• [Stated problem] Which lines contain the string "components"? Please list every one of them.
=-=-=
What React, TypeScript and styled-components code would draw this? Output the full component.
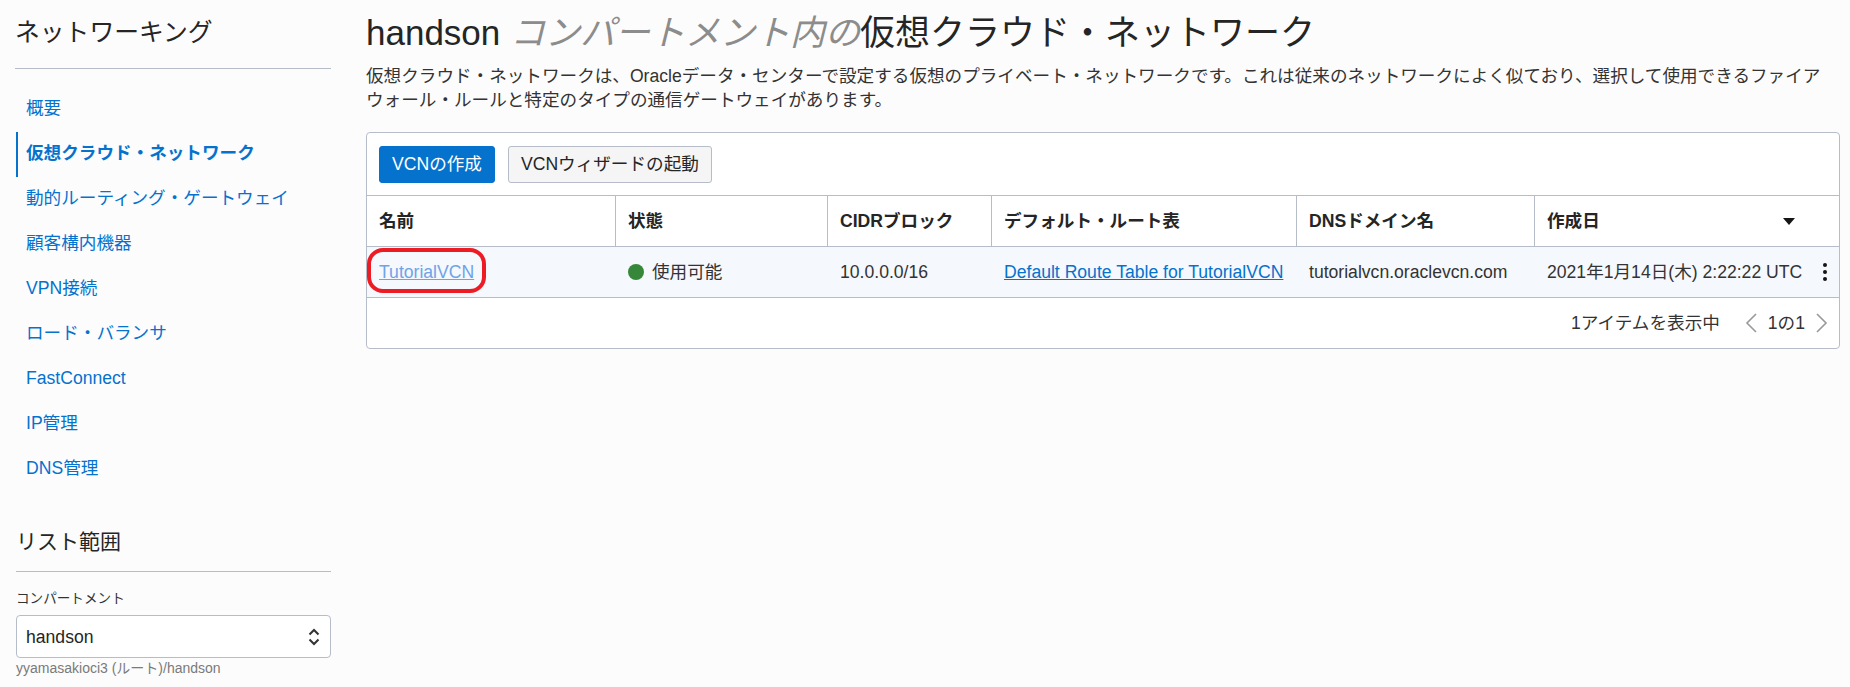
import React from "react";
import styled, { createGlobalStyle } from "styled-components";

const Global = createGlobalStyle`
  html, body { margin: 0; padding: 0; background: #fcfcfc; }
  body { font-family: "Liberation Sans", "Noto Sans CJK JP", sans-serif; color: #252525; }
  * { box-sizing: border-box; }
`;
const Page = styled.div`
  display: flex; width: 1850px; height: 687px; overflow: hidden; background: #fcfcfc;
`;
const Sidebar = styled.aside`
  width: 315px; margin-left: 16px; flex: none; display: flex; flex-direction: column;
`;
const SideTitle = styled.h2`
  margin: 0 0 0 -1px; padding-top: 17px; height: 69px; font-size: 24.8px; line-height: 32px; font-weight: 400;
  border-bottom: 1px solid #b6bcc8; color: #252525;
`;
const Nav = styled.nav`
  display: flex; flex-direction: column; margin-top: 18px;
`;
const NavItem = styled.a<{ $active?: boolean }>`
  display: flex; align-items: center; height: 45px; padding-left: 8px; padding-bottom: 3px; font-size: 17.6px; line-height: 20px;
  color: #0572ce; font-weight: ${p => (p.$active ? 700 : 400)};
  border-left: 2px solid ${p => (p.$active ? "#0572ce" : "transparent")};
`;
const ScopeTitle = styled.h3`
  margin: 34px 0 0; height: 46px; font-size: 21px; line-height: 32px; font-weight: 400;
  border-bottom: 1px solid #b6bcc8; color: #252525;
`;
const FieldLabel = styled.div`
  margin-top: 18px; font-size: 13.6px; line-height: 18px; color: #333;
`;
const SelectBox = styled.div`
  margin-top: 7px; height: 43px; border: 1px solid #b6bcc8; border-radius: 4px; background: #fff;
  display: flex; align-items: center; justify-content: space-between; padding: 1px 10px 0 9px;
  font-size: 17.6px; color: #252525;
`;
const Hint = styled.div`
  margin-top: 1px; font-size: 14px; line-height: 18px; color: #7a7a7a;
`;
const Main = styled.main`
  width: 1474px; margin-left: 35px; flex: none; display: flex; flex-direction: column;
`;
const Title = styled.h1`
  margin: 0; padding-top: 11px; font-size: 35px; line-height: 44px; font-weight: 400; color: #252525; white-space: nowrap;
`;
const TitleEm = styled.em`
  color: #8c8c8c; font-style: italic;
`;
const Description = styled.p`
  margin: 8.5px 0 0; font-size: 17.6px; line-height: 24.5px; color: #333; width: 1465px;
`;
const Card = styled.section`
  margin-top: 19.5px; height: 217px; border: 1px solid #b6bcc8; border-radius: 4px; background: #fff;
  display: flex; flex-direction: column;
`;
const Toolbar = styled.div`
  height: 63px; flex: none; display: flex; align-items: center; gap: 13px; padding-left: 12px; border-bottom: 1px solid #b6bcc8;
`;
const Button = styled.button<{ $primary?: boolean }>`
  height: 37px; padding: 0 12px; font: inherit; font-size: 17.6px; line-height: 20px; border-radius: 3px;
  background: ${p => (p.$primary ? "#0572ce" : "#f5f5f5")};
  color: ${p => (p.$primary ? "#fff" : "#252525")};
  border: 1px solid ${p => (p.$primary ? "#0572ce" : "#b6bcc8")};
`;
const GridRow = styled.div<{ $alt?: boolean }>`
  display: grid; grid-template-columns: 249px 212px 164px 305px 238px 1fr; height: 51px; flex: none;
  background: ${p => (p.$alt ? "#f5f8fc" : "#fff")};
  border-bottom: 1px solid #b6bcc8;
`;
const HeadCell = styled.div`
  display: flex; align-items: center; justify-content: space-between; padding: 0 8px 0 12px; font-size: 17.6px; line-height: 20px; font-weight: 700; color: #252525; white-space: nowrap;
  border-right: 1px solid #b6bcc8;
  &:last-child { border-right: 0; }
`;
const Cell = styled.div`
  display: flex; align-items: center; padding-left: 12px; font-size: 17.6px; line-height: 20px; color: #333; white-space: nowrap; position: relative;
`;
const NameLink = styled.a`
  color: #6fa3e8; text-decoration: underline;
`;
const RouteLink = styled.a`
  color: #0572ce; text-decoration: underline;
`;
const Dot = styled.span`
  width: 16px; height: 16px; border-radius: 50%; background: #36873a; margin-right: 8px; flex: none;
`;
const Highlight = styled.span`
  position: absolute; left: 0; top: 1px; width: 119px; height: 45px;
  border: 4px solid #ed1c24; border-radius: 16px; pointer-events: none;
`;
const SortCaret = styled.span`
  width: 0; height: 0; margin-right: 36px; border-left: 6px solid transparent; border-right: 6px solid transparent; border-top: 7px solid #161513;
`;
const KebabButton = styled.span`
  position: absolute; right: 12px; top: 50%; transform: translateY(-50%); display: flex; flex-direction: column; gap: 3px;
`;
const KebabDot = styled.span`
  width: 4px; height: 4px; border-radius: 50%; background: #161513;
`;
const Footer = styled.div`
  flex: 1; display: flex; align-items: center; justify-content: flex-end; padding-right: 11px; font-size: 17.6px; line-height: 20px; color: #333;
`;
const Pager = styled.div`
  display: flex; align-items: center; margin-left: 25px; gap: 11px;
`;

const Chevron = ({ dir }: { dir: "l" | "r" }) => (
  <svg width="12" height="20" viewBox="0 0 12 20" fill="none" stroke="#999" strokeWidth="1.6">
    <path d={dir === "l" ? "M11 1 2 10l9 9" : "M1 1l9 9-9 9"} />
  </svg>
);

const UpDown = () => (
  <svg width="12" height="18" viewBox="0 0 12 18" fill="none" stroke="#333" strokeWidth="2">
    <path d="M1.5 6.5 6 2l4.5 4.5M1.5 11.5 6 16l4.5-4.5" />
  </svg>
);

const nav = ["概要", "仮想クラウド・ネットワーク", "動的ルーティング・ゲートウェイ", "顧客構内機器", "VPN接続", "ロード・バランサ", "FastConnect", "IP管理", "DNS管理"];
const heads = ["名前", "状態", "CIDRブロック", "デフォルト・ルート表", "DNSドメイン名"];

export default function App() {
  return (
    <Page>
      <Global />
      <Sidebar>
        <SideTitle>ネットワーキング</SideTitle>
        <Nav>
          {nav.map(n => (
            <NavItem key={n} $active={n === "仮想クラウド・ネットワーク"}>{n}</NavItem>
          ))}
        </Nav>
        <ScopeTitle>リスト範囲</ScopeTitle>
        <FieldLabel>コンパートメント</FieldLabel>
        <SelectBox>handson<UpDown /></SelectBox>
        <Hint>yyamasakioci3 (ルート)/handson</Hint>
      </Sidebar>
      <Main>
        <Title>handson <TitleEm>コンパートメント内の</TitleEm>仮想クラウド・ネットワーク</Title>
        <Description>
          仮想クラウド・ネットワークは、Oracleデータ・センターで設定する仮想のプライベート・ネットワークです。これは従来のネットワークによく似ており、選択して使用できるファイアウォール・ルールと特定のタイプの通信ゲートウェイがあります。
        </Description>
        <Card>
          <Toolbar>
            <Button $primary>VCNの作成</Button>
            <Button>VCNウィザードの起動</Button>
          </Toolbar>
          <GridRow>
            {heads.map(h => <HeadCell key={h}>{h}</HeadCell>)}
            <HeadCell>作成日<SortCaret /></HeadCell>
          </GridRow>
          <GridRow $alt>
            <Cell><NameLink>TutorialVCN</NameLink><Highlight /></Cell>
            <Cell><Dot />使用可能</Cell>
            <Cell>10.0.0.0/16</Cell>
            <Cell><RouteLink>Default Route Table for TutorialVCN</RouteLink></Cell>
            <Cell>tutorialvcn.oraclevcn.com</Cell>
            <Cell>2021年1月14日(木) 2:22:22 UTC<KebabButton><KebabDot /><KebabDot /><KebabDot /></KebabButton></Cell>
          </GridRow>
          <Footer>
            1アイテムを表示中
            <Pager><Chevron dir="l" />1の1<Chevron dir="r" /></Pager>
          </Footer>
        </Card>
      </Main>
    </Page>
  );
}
=-=-=
• [The answer]
What React, TypeScript and styled-components code would draw this? Output the full component.
import styled, { createGlobalStyle } from "styled-components";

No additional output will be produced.